Geometric Distribution

Probability

structure

Also known as: waiting time distribution, Geom(p)

Grade 9-12

The probability distribution for the number of independent Bernoulli trials needed to get the first success, where each trial has success probability p. Models real situations like number of sales calls until a sale, number of attempts until passing an exam, or how many parts you inspect before finding a defective one.

Definition

The probability distribution for the number of independent Bernoulli trials needed to get the first success, where each trial has success probability p.

💡 Intuition

How many times do you have to roll a die before you get a 6? The geometric distribution answers this kind of question. Each trial is independent, and you keep going until you succeed. Most of the time it doesn't take too long, but occasionally you have an unlucky streak—that's why the distribution has a long right tail.

🎯 Core Idea

The geometric distribution is memoryless: no matter how many failures so far, the probability of success on the next trial is still p. The expected number of trials until first success is \frac{1}{p}.

Example

Probability of getting first heads on the 4th flip of a fair coin: P(X = 4) = (1 - 0.5)^{4-1} \cdot 0.5 = (0.5)^3 \cdot 0.5 = 0.0625

Formula

P(X = k) = (1 - p)^{k-1} \cdot p, \quad k = 1, 2, 3, \ldots

Notation

X \sim \text{Geom}(p). Mean: E(X) = \frac{1}{p}. Standard deviation: \sigma = \frac{\sqrt{1-p}}{p}.

🌟 Why It Matters

Models real situations like number of sales calls until a sale, number of attempts until passing an exam, or how many parts you inspect before finding a defective one.

Formal View

P(X = k) = (1-p)^{k-1} p for k = 1, 2, 3, \ldots; E(X) = \frac{1}{p}, \text{Var}(X) = \frac{1-p}{p^2}

Related Concepts

Binomial Distribution Independent Events Expected Value

🚧 Common Stuck Point

Students confuse geometric (trials until FIRST success) with binomial (number of successes in FIXED trials). Also watch out: some textbooks define X as the number of failures before the first success, shifting the formula.

⚠️ Common Mistakes

Using the binomial formula when the number of trials is not fixed—if you're counting trials until the first success, use geometric.
Forgetting the memoryless property: 'I've failed 10 times, so I'm due for a success' is the gambler's fallacy.
Mixing up the two conventions: P(X = k) = (1-p)^{k-1}p (trials until first success, k \geq 1) vs P(Y = k) = (1-p)^k p (failures before first success, k \geq 0).

Go Deeper

Worked Examples

Step-by-step solved problems

Practice Problems

Test your understanding

Formula Explained

Notation, derivation, and common mistakes

P(X = k) = (1 - p)^{k-1} \cdot p, \quad k = 1, 2, 3, \ldots

Frequently Asked Questions

What is Geometric Distribution in Math?

The probability distribution for the number of independent Bernoulli trials needed to get the first success, where each trial has success probability p.

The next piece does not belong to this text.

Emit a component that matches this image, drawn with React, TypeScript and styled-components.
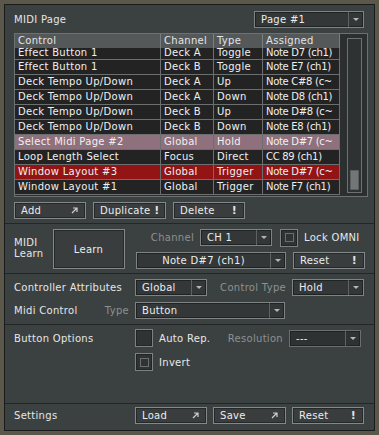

Why is Geometric Distribution important?

Models real situations like number of sales calls until a sale, number of attempts until passing an exam, or how many parts you inspect before finding a defective one.

What do students usually get wrong about Geometric Distribution?

What should I learn before Geometric Distribution?

Before studying Geometric Distribution, you should understand: binomial distribution, independent events, expected value.

Prerequisites

binomial distribution independent events expected value

Cross-Subject Connections

geometric sequence — Probabilities form a geometric sequence exponents — P(X=k) = (1-p)^(k-1)*p uses exponents complement — Failure probability (1-p) is the complement of success

How Geometric Distribution Connects to Other Ideas

To understand geometric distribution, you should first be comfortable with binomial distribution, independent events and expected value.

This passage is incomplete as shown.